10 Kasım 2008 Pazartesi

Öyle. İşte.

Yeni bir iş henüz bulamamışken, yeni bir ev bulmak gerçekten şaşırtıcı oldu. Ama evim gerçekten şuanda harikulade. Bir tek halılar üzerinde düşündük durduk. Şuanda serili olan halılar pek içimize sinmedi, boğuyor ve yoruyor insanı çünkü. Ben yeni bir iş bulunca sanırım halılarımız da değişecek :) Hep derim ya ben "kader, kısmet" diye, bir yerden tutununca hayata işte öyle akıp gidiyor. Bakalım gelecek neyi getirip, neyi götürecek...

İstekler, gerçekleşenler ve vakti olanlar denizinde biraz boğuluyormuş gibi hissetsem de, tutunduğum dalların sağlam olması bunun sadece histen ibaret olduğunu kanıtlar nitelikte. Hani bazen insan bir şeyin gerçekleşmesini çok ister ya, gerçekleşince ama kıymeti düşer; ondan korkuyorum işte. Bazen olması gerekenlerin olmamasını istiyorum bu yüzden, daha çok değerlensin diye. O değerin işte uçup gitmesinden korkuyorum. Yoksa başka bir derdim yok. Zaten şuanda başka istediklerim çok değerli, çünkü gerçekleşme ihtimalleri yok. Onlara tutunup kendime hayaller kuruyorum ufak.

Neyse işte bu hafta Tige projesi data girişi olayımı da hallettikten sonra part-time iş vakalarına hızla yön vermem gerekiyor, ne de olsa evim bağdat'a pek yakın, orda illaki bir ş bulurum düşüncsiyle yola çıkarak bir günümü o caddedeki tüm mağazalara ayıracağım "noluuur beni işe alın yalvarırım" diye. (ah yine mübalaaa :p)

Hadi size iyi günleeeeeeeer...

**cheer me up, when you see me, i need it.

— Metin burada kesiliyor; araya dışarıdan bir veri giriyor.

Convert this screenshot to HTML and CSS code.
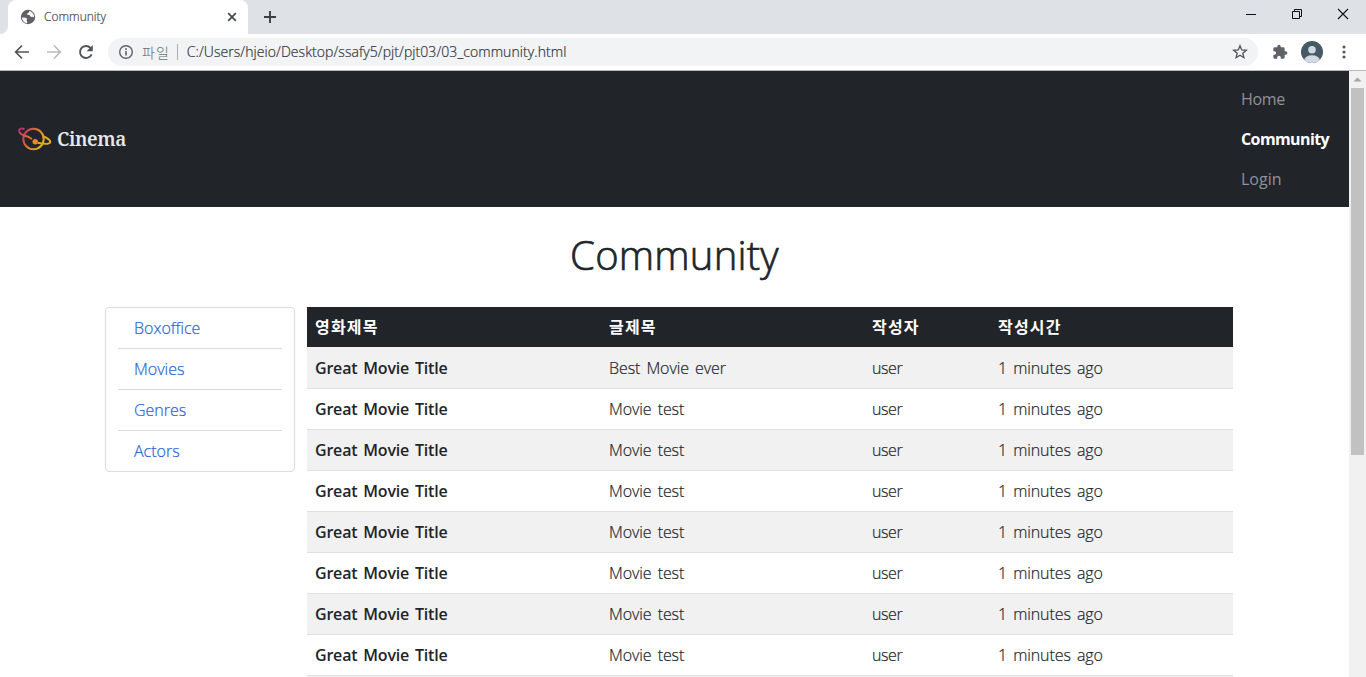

Ne kadar gıcık bir yazı yazmış olduğumun aslında içten içe farkındayım ama farkında değilmişim gibi yapacağım, korkularım başımın üstünde yeri olmadığı halde benimle beraberler ve gitmekte pek niyetleri de yok, tamamiyle özel hayatımı buraya yansıtmak niyetinde de değilim ama anlatmaya ihtiyacım var, en azından okuyan var ümidiyle.